The Edge - Index

 

Making History
Stephen Fry
Arrow pbk, pp556
Review by Gerald Houghton (1997)

Imagine waking up American. No, I know sometimes in the 51st State it kinda feels you already do, but imagine really and truly opening your eyes in America. American eyes. Imagine you love baseball and have a friend - buddy - called Steve who starts the day on pancakes and syrup. And that you’re a Princeton philosophy student. Imagine that. Especially when you know next to nothing about philosophy and sound ‘more like Hugh Grant than anything human’. Imagine that.

Because really you’re about as American as chocolate chip biscuits. And yesterday you’d completed your thesis on the early years of Adolf Hitler and lived in Cambridge and had a girlfriend called Jane. And then you met an ageing physics professor with a time machine. Handy, because, as Jane noted, you could always zap back to 70s Manchester and separate the Gallagher brothers at birth. Or journey back to the Death Camps.

Stephen Fry strays onto Kim Newman territory with this, his third big-selling comic novel. The set-up is alternate history - what-if-isms. It’s a bit like the question that masquerades as philosophy in King’s The Dead Zone - if you could go back and put a bullet in Adolf’s head, would you? Should you? Mikey doesn’t quite do that, but the effect is the same. That’s where all that American stuff comes in.

Making History is less rigorously designed than Newman would have had it, but a whole lot funnier. And thankfully not crass. There’s potential here for some really crap gags, really tasteless stuff at the expense of one of history’s darkest hours. But Fry neatly side-steps that one to pose (if not answer) some pretty fundamental questions, smartly de-personalising this regime of its simple figurehead and restoring the twisted ideology. This book, for once, recognises that more than just Jews suffered at Nazi hands.
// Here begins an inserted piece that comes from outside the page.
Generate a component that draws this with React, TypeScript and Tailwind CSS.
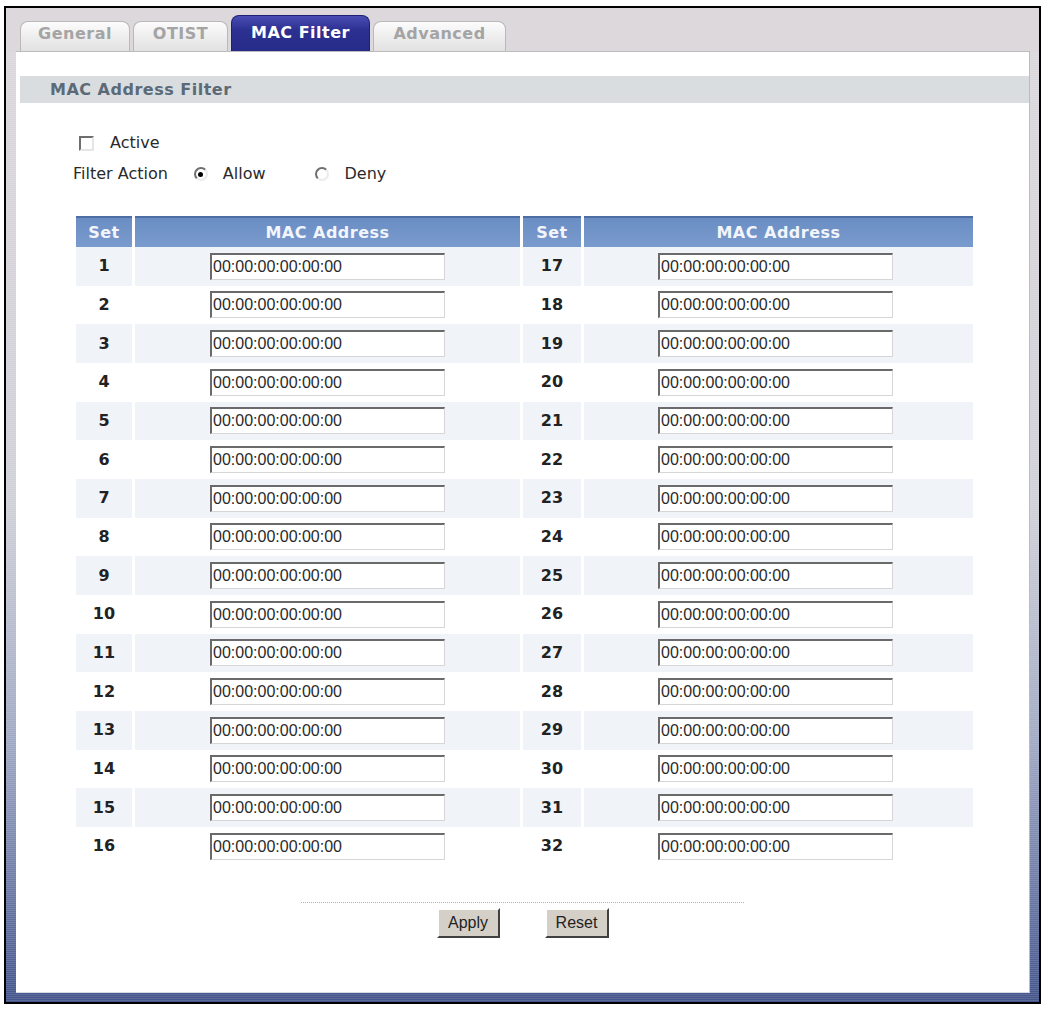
import React, { useState } from 'react';

const tabs = [
  { label: 'General', className: 'w-[110px]' },
  { label: 'OTIST', className: 'w-[95px]' },
  { label: 'MAC Filter', className: 'w-[139px]', active: true },
  { label: 'Advanced', className: 'w-[133px]' },
];

const EMPTY_MAC = '00:00:00:00:00:00';

function MacInput({ value, onChange, offset }: { value: string; onChange: (v: string) => void; offset: string }) {
  return (
    <div className={`h-full flex items-center ${offset}`}>
      <input
        value={value}
        onChange={(e) => onChange(e.target.value)}
        className="w-[235px] h-[27px] bg-white pl-[1px] text-[16px] text-[#2a2a2a] font-['Liberation_Sans',Arial,sans-serif] border-t-2 border-l-2 border-b border-r border-t-[#6a6a6a] border-l-[#6a6a6a] border-b-[#d6d6d6] border-r-[#d6d6d6] outline-none"
      />
    </div>
  );
}

function Radio({ checked, onClick }: { checked: boolean; onClick: () => void }) {
  return (
    <span
      onClick={onClick}
      className="w-[14px] h-[14px] rounded-full bg-white border-2 border-t-[#6e6e6e] border-l-[#6e6e6e] border-b-[#ececec] border-r-[#ececec] flex items-center justify-center cursor-pointer"
    >
      {checked && <span className="w-[5px] h-[5px] rounded-full bg-black" />}
    </span>
  );
}

export default function App() {
  const [active, setActive] = useState(false);
  const [action, setAction] = useState<'allow' | 'deny'>('allow');
  const [macs, setMacs] = useState<string[]>(Array.from({ length: 32 }, () => EMPTY_MAC));

  const setMac = (i: number, v: string) => {
    setMacs((prev) => prev.map((m, j) => (j === i ? v : m)));
  };

  return (
    <div className="w-[1045px] h-[1010px] bg-white pt-[6px] pl-[4px] font-['DejaVu_Sans',Verdana,sans-serif]">
      <div className="w-[1037px] h-[998px] border-2 border-black flex flex-col pl-[10px] pr-[9px] pb-[9px] bg-[repeating-linear-gradient(to_bottom,rgba(255,255,255,0.12)_0px,rgba(255,255,255,0.12)_1px,transparent_1px,transparent_2px),linear-gradient(to_bottom,#dcd8dc_0%,#d0d0d8_50%,#a0a9c4_74%,#44558c_100%)]">
        {/* tab strip */}
        <div className="h-[43px] flex items-end gap-[3px] bg-[#dcd8dc] -ml-[10px] -mr-[9px] pl-[14px]">
          {tabs.map((t) =>
            t.active ? (
              <div
                key={t.label}
                className={`${t.className} h-[36px] rounded-t-[8px] border border-b-0 border-[#1e2174] bg-[linear-gradient(to_bottom,#4a4eb4,#2c3090_40%,#262a88)] text-white font-bold text-[16px] leading-[24px] tracking-[0.5px] flex items-start justify-center pt-[5px]`}
              >
                {t.label}
              </div>
            ) : (
              <div
                key={t.label}
                className={`${t.className} h-[30px] rounded-t-[8px] border border-b-0 border-[#b9b9b9] bg-[linear-gradient(to_bottom,#fcfcfc,#eeeeee_50%,#e2e2e2)] text-[#a4a4a4] font-bold text-[16px] leading-[24px] tracking-[0.5px] flex items-start justify-center pt-0`}
              >
                {t.label}
              </div>
            )
          )}
        </div>

        {/* white panel */}
        <div className="flex-1 bg-white border-t border-r border-b border-t-[#bcbcbc] border-r-[#bcbcbc] border-b-[#d8dbe4] flex flex-col">
          <div className="ml-[4px] mt-[24px] h-[27px] bg-[#d9dde0] flex items-center pl-[30px] text-[16px] font-bold tracking-[0.5px] text-[#5b6a76]">
            MAC Address Filter
          </div>

          <div className="pl-[57px] text-[16px] text-[#2a2a2a]">
            <div className="mt-[30px] h-[20px] flex items-center pl-[6px]">
              <span
                onClick={() => setActive(!active)}
                className="w-[15px] h-[15px] bg-white border-2 border-t-[#6e6e6e] border-l-[#6e6e6e] border-b-[#e6e6e6] border-r-[#e6e6e6] flex items-center justify-center text-[11px] leading-none cursor-pointer"
              >
                {active ? '✓' : ''}
              </span>
              <span className="ml-[16px]">Active</span>
            </div>

            <div className="mt-[11px] h-[20px] flex items-center">
              <span>Filter Action</span>
              <span className="ml-[26px]">
                <Radio checked={action === 'allow'} onClick={() => setAction('allow')} />
              </span>
              <span className="ml-[15px]">Allow</span>
              <span className="ml-[49px]">
                <Radio checked={action === 'deny'} onClick={() => setAction('deny')} />
              </span>
              <span className="ml-[16px]">Deny</span>
            </div>
          </div>

          {/* address table */}
          <div className="ml-[60px] mt-[32px] grid grid-cols-[56px_385px_58px_389px] gap-x-[3px]">
            <div className="h-[31px] border-t-2 border-[#4d6da3] bg-[linear-gradient(to_bottom,#6a8dc4,#7a9bcd)] flex items-center justify-center text-[16px] font-bold tracking-[0.5px] text-[#f2f5fb]">
              Set
            </div>
            <div className="h-[31px] border-t-2 border-[#4d6da3] bg-[linear-gradient(to_bottom,#6a8dc4,#7a9bcd)] flex items-center justify-center text-[16px] font-bold tracking-[0.5px] text-[#f2f5fb]">
              MAC Address
            </div>
            <div className="h-[31px] border-t-2 border-[#4d6da3] bg-[linear-gradient(to_bottom,#6a8dc4,#7a9bcd)] flex items-center justify-center text-[16px] font-bold tracking-[0.5px] text-[#f2f5fb]">
              Set
            </div>
            <div className="h-[31px] border-t-2 border-[#4d6da3] bg-[linear-gradient(to_bottom,#6a8dc4,#7a9bcd)] flex items-center justify-center text-[16px] font-bold tracking-[0.5px] text-[#f2f5fb]">
              MAC Address
            </div>

            {Array.from({ length: 16 }, (_, i) => {
              const shade = i % 2 === 0 ? 'bg-[#f0f3f8]' : 'bg-white';
              return (
                <React.Fragment key={i}>
                  <div className={`h-[38.67px] ${shade} flex items-center justify-center text-[16px] font-bold text-[#222]`}>
                    {i + 1}
                  </div>
                  <div className={`h-[38.67px] ${shade}`}>
                    <MacInput value={macs[i]} onChange={(v) => setMac(i, v)} offset="pl-[75px]" />
                  </div>
                  <div className={`h-[38.67px] ${shade} flex items-center justify-center text-[16px] font-bold text-[#222]`}>
                    {i + 17}
                  </div>
                  <div className={`h-[38.67px] ${shade}`}>
                    <MacInput value={macs[i + 16]} onChange={(v) => setMac(i + 16, v)} offset="pl-[74px]" />
                  </div>
                </React.Fragment>
              );
            })}
          </div>

          {/* form buttons */}
          <div className="mt-[36px] flex flex-col items-center">
            <div className="w-[443px] border-t border-dotted border-[#b4b4b4]" />
            <div className="mt-[5px] flex gap-[45px] font-['Liberation_Sans',Arial,sans-serif] text-[16px] text-[#222]">
              <button className="w-[63px] h-[30px] bg-[#d4d0c8] border-2 border-t-white border-l-white border-b-[#404040] border-r-[#404040]">
                Apply
              </button>
              <button className="w-[64px] h-[30px] bg-[#d4d0c8] border-2 border-t-white border-l-white border-b-[#404040] border-r-[#404040]">
                Reset
              </button>
            </div>
          </div>
        </div>
      </div>
    </div>
  );
}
Odd then that this is also a lighter, punchier book than either The Liar or The Hippopotamus. Some of this stuff - the dull, technical, running-about stuff - is rendered as screenplay, just like Ben Elton in his execrable Popcorn, just because he could. Fry uses it to spare us in an already slightly overlong (getting on for 600 pages) book. He’s smart like that. He’s a comic-turned-novelist. Ben Elton, on the other hand, is neither.